So, all you MP3 junkies…yeah I know you’re out there…what do you guys intend to do now that Napster has been scheduled to lock down at Midnight Friday?
http://cnews.tribune.com/news/tribune/story/0,1235,tribune-nation-65986,00.html
I know I intend to share everything I’ve got tonite and d/l like its going out of style, but what about after? I used to shop around the ftp sites before I discovered Napster, that was very tedious, and the sites were usually down or had too many users logged in. You also had no control over the quality of file. It basically was more trouble than its worth. Where does everyone intend to get their MP3 fix once Napster shuts down, and Scour already being gone?
I’ll toss out my take on Napster since I’m sure someone is going to beat the piracy drum before this gets underway. Is Napster stealing? Well in the narrow sense, yes it is. But I think the Industry is very short sighted. I personally, and many agree, think that Napster probably sold more records than anything. Napster is like quality control for the music indusrty. It allows users to sample the music and the non-singles tracks a artist produces on a CD. If the CD has more good tracks than the typical 2-3 that get any radio play the customer is 100x’s more likely to buy it. Most people with any sense don’t buy a CD after hearing one decent song on the radio. Basically it lets the artists who produce several good songs stand out over the one hit wonders, this is good for the record industry, musicians and customers. It simply rewards the better artists. I think less good bands are overlooked because of Napster too, some of us don’t get much radio time at home and Napster puts tunes into buyers heads where radio can’t reach. These factors are big pluses to any artist with a glimmer of foresight, and confidence in their ability. It hurts the big bands like Metallica becuase their records are going to sell before anyone hears the first single off the album. This isn’t a good thing, I don’t think musicians should ride on the success of a earlier album. If a big band puts out a shitty record, and people actually hear it before buying they’re less likely to buy on name recognition alone. Its the American Way to force these bands to stay sharp and good to compete with the up and comers. Napster levels the playing field. Now the industry probably sees this, but I think in the long run parity sells alot more records than a handful of superbands churning out a record every other year which is bought on name recognition alone. The record industry has basically chose to risk selling bad records to customers, and let some good unknown bands slip through the cracks, instead of giving the small bands a shot at winning fans, and risking the big names having a bad album not bought because the fans heard it first.

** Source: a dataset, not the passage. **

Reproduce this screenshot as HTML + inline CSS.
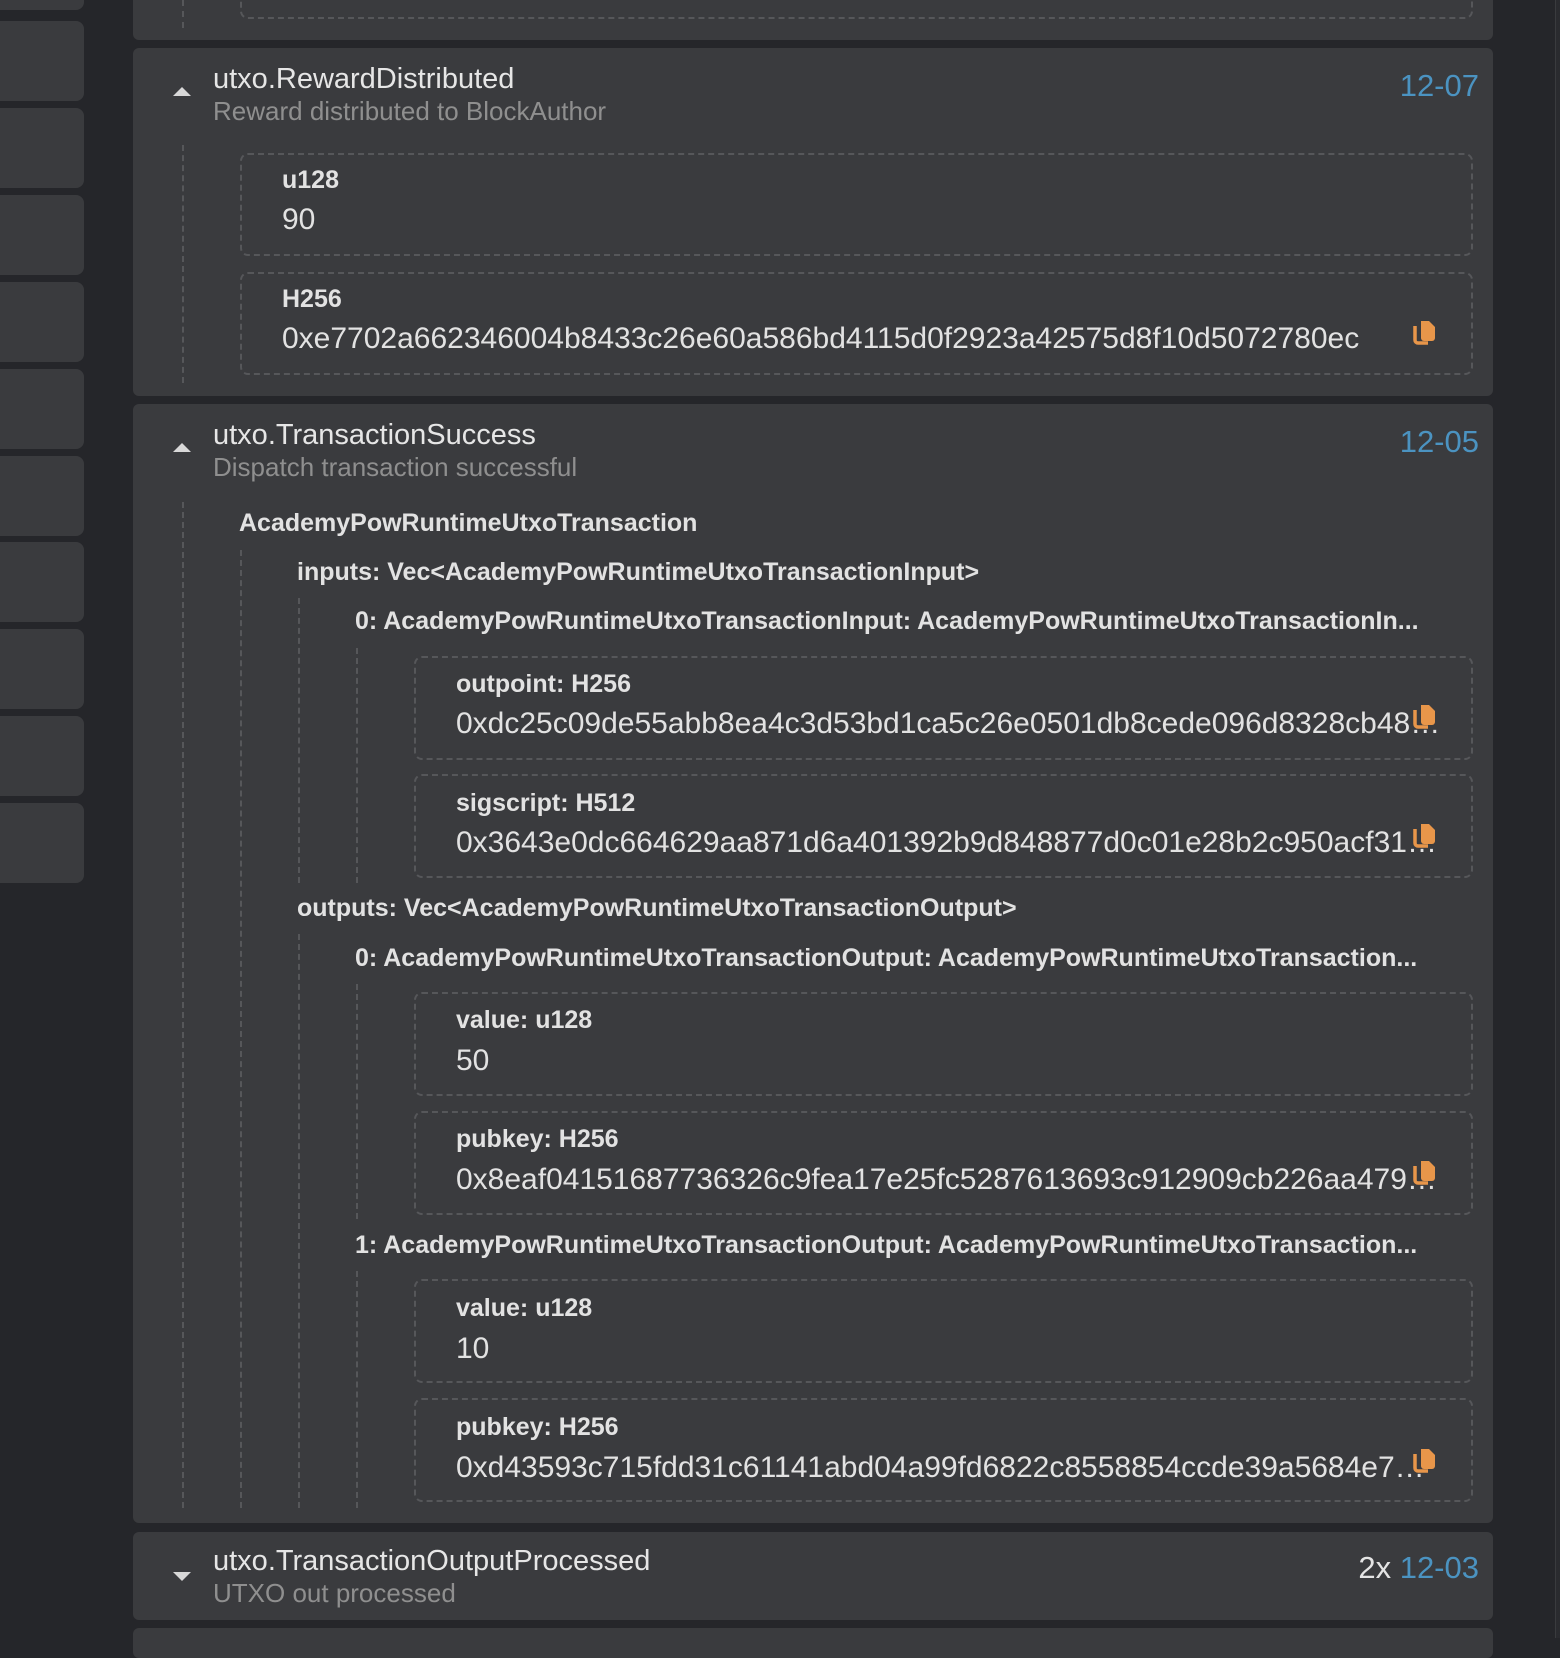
<!DOCTYPE html>
<html><head><meta charset="utf-8"><style>
*{margin:0;padding:0;box-sizing:border-box}
body{width:1560px;height:1638px;background:#25262a;position:relative;overflow:hidden;font-family:"Liberation Sans",sans-serif;color:#e4e4e4}
.a{position:absolute;white-space:nowrap}
.sb{position:absolute;left:0;width:84px;height:80px;background:#3a3b3e;border-radius:0 8px 8px 0}
.card{position:absolute;left:133px;width:1360px;background:#3a3b3e;border-radius:6px}
.vl{position:absolute;width:0;border-left:2px dashed #56575a}
.box{position:absolute;border:2px dashed #56575a;border-radius:8px}
.t{font-size:29px;color:#e6e6e6;line-height:30px}
.s{font-size:26px;color:#8f8f8f;line-height:28px}
.d{font-size:31px;color:#4b93c1;line-height:32px}
.lb{font-size:25px;font-weight:bold;color:#e2e2e2;line-height:28px}
.v{font-size:30px;color:#e2e2e2;line-height:32px;overflow:hidden}
.tri{position:absolute;width:0;height:0;border-left:9px solid transparent;border-right:9px solid transparent}
.up{border-bottom:9px solid #d8d8d8}
.dn{border-top:9px solid #d8d8d8}
.cp{position:absolute;width:26px;height:28px}
</style></head><body>
<div class="sb" style="top:-70px"></div>
<div class="sb" style="top:21px"></div>
<div class="sb" style="top:108px"></div>
<div class="sb" style="top:195px"></div>
<div class="sb" style="top:282px"></div>
<div class="sb" style="top:369px"></div>
<div class="sb" style="top:456px"></div>
<div class="sb" style="top:542px"></div>
<div class="sb" style="top:629px"></div>
<div class="sb" style="top:716px"></div>
<div class="sb" style="top:803px"></div>
<div style="position:absolute;left:1555px;top:0;width:5px;height:1638px;background:#2a2b2f;border-left:1px solid #3a3b3e"></div>

<div class="card" style="top:-20px;height:60px"></div>
<div class="vl" style="left:182px;top:0;height:28px"></div>
<div class="box" style="left:240px;top:-20px;width:1233px;height:39px"></div>

<div class="card" style="top:48px;height:348px"></div>
<div class="tri up" style="left:173px;top:87px"></div>
<div class="a t" style="left:213px;top:64px">utxo.RewardDistributed</div>
<div class="a s" style="left:213px;top:97px">Reward distributed to BlockAuthor</div>
<div class="a d" style="right:81px;top:70px">12-07</div>
<div class="vl" style="left:182px;top:145px;height:238px"></div>
<div class="box" style="left:240px;top:153px;width:1233px;height:103px"></div>
<div class="a lb" style="left:282px;top:166px">u128</div>
<div class="a v" style="left:282px;top:204px">90</div>
<div class="box" style="left:240px;top:272px;width:1233px;height:103px"></div>
<div class="a lb" style="left:282px;top:285px">H256</div>
<div class="a v" style="left:282px;top:323px">0xe7702a662346004b8433c26e60a586bd4115d0f2923a42575d8f10d5072780ec</div>
<svg class="cp" style="left:1412px;top:318px" viewBox="0 0 26 28"><path d="M3 8v14a3 3 0 0 0 3 3h10" fill="none" stroke="#e8964a" stroke-width="3.5"/><path d="M9 3h8l6 6v11a3 3 0 0 1-3 3h-8a3 3 0 0 1-3-3z" fill="#e8964a"/></svg>

<div class="card" style="top:404px;height:1119px"></div>
<div class="tri up" style="left:173px;top:443px"></div>
<div class="a t" style="left:213px;top:420px">utxo.TransactionSuccess</div>
<div class="a s" style="left:213px;top:453px">Dispatch transaction successful</div>
<div class="a d" style="right:81px;top:426px">12-05</div>
<div class="vl" style="left:182px;top:502px;height:1006px"></div>
<div class="a lb" style="left:239px;top:509px">AcademyPowRuntimeUtxoTransaction</div>
<div class="vl" style="left:240px;top:550px;height:958px"></div>
<div class="a lb" style="left:297px;top:558px">inputs: Vec&lt;AcademyPowRuntimeUtxoTransactionInput&gt;</div>
<div class="vl" style="left:298px;top:598px;height:285px"></div>
<div class="a lb" style="left:355px;top:607px">0: AcademyPowRuntimeUtxoTransactionInput: AcademyPowRuntimeUtxoTransactionIn...</div>
<div class="vl" style="left:356px;top:648px;height:235px"></div>
<div class="box" style="left:414px;top:656px;width:1059px;height:104px"></div>
<div class="a lb" style="left:456px;top:670px">outpoint: H256</div>
<div class="a v" style="left:456px;top:708px;width:985px;text-overflow:ellipsis">0xdc25c09de55abb8ea4c3d53bd1ca5c26e0501db8cede096d8328cb48a1b2c3d4e5f6</div>
<svg class="cp" style="left:1412px;top:702px" viewBox="0 0 26 28"><path d="M3 8v14a3 3 0 0 0 3 3h10" fill="none" stroke="#e8964a" stroke-width="3.5"/><path d="M9 3h8l6 6v11a3 3 0 0 1-3 3h-8a3 3 0 0 1-3-3z" fill="#e8964a"/></svg>
<div class="box" style="left:414px;top:774px;width:1059px;height:104px"></div>
<div class="a lb" style="left:456px;top:789px">sigscript: H512</div>
<div class="a v" style="left:456px;top:827px;width:985px;text-overflow:ellipsis">0x3643e0dc664629aa871d6a401392b9d848877d0c01e28b2c950acf31a1b2c3d4e5f6</div>
<svg class="cp" style="left:1412px;top:821px" viewBox="0 0 26 28"><path d="M3 8v14a3 3 0 0 0 3 3h10" fill="none" stroke="#e8964a" stroke-width="3.5"/><path d="M9 3h8l6 6v11a3 3 0 0 1-3 3h-8a3 3 0 0 1-3-3z" fill="#e8964a"/></svg>

<div class="a lb" style="left:297px;top:894px">outputs: Vec&lt;AcademyPowRuntimeUtxoTransactionOutput&gt;</div>
<div class="vl" style="left:298px;top:934px;height:574px"></div>
<div class="a lb" style="left:355px;top:944px">0: AcademyPowRuntimeUtxoTransactionOutput: AcademyPowRuntimeUtxoTransaction...</div>
<div class="vl" style="left:356px;top:984px;height:235px"></div>
<div class="box" style="left:414px;top:992px;width:1059px;height:104px"></div>
<div class="a lb" style="left:456px;top:1006px">value: u128</div>
<div class="a v" style="left:456px;top:1045px">50</div>
<div class="box" style="left:414px;top:1111px;width:1059px;height:104px"></div>
<div class="a lb" style="left:456px;top:1125px">pubkey: H256</div>
<div class="a v" style="left:456px;top:1164px;width:990px;text-overflow:ellipsis">0x8eaf04151687736326c9fea17e25fc5287613693c912909cb226aa4794f26a48</div>
<svg class="cp" style="left:1412px;top:1158px" viewBox="0 0 26 28"><path d="M3 8v14a3 3 0 0 0 3 3h10" fill="none" stroke="#e8964a" stroke-width="3.5"/><path d="M9 3h8l6 6v11a3 3 0 0 1-3 3h-8a3 3 0 0 1-3-3z" fill="#e8964a"/></svg>
<div class="a lb" style="left:355px;top:1231px">1: AcademyPowRuntimeUtxoTransactionOutput: AcademyPowRuntimeUtxoTransaction...</div>
<div class="vl" style="left:356px;top:1271px;height:237px"></div>
<div class="box" style="left:414px;top:1279px;width:1059px;height:104px"></div>
<div class="a lb" style="left:456px;top:1294px">value: u128</div>
<div class="a v" style="left:456px;top:1333px">10</div>
<div class="box" style="left:414px;top:1398px;width:1059px;height:104px"></div>
<div class="a lb" style="left:456px;top:1413px">pubkey: H256</div>
<div class="a v" style="left:456px;top:1452px;width:985px;text-overflow:ellipsis">0xd43593c715fdd31c61141abd04a99fd6822c8558854ccde39a5684e7a56da27d</div>
<svg class="cp" style="left:1412px;top:1446px" viewBox="0 0 26 28"><path d="M3 8v14a3 3 0 0 0 3 3h10" fill="none" stroke="#e8964a" stroke-width="3.5"/><path d="M9 3h8l6 6v11a3 3 0 0 1-3 3h-8a3 3 0 0 1-3-3z" fill="#e8964a"/></svg>

<div class="card" style="top:1532px;height:88px"></div>
<div class="tri dn" style="left:173px;top:1572px"></div>
<div class="a t" style="left:213px;top:1546px">utxo.TransactionOutputProcessed</div>
<div class="a s" style="left:213px;top:1579px">UTXO out processed</div>
<div class="a d" style="right:81px;top:1552px"><span style="color:#e4e4e4">2x </span>12-03</div>
<div class="card" style="top:1628px;height:30px"></div>
</body></html>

Of course people argue that Napster makes bootlegging easy and prevalent. I say this is bullshit. Any person looking to make a living bootlegging and the ones who really cut into profits don’t use MP3. They get a legit copy of the album, or at very least a .wav file of it and burn large quantities. Its very unlikely it’ll ever be cost effective for a typical person to d/l all their music, burn it onto disc, and create the liner notes. A a rock bottom CD-RW drive price of $100, and $1 per CD-R, usually and hour or more to completely d/l, convert, rip, burn and print labels for a CD, in addition the the degraded quality of even the best MP3 its not a smart investment to burn all of your CDs. If prices on CD-Rs and Burners get so low that it is a huge savings making the effort worth while to do in bulk, that tells us the Music industry is ripping us off.
Now that I’ve set myself up for a hijack, and rehashed alot of already beaten points, what does everyone plan to do for quick MP3s?